Friday 17 February 2012

No alarms and no surprises

Is the name of one of my favourite Radiohead songs. Today I was listening to brahmacharya - which is the yogic nama of containment. Strictly speaking, it refers to celibacy. However, it is more wide ranging than this. For me, its about containing your prana, particularly on a physical level. Looking back on my relationships so far, I have become aware of how easily I fall for someone when I am under the heady spell of their physicality. The emotional connection can become confused with a physical one.
I think growing up, I rebelled against my strict Catholic upbringing by going in the opposite direction to what I was being taught both at school and at home. My poor mum would be tearing her hair out over how she could help me, when really I needed to learn for myself.

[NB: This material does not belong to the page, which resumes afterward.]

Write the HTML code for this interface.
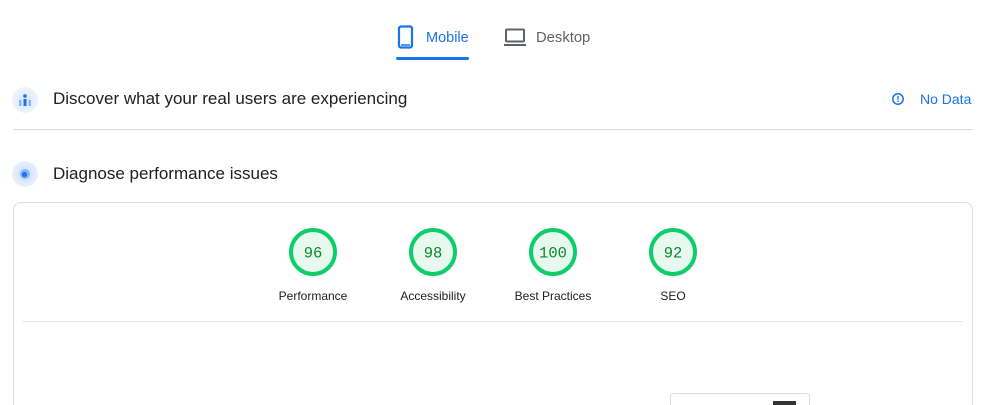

Tantrums and tim tams became my coping mechanisms as a teenager when the boy that I had idolised moved onto greener pastures.
'Suffering comes from relying on another to give to us what we can give to ourselves'. This is part of the teachings of brahmacharya, going within - choosing solitude and silence on a regular basis.
When I was a little girl, this came naturally to me - I was an A student in religion and would never miss church as it gave me a chance to connect with the divine. Re - connecting with that now through yoga has reminded me to love myself enough to really attract the things and people that are more aligned with me. I'm going walking to one of my favourite places tomorrow with two of my favourite people. One of us is driving, the other doing breaky..etc. This is the divine side to life - the amazing people and experiences that come when you ask for them mindfully.
 I'm single, but is no longer an alarming label for me, it just is. And unlike the Radiohead song, it is full of surprises.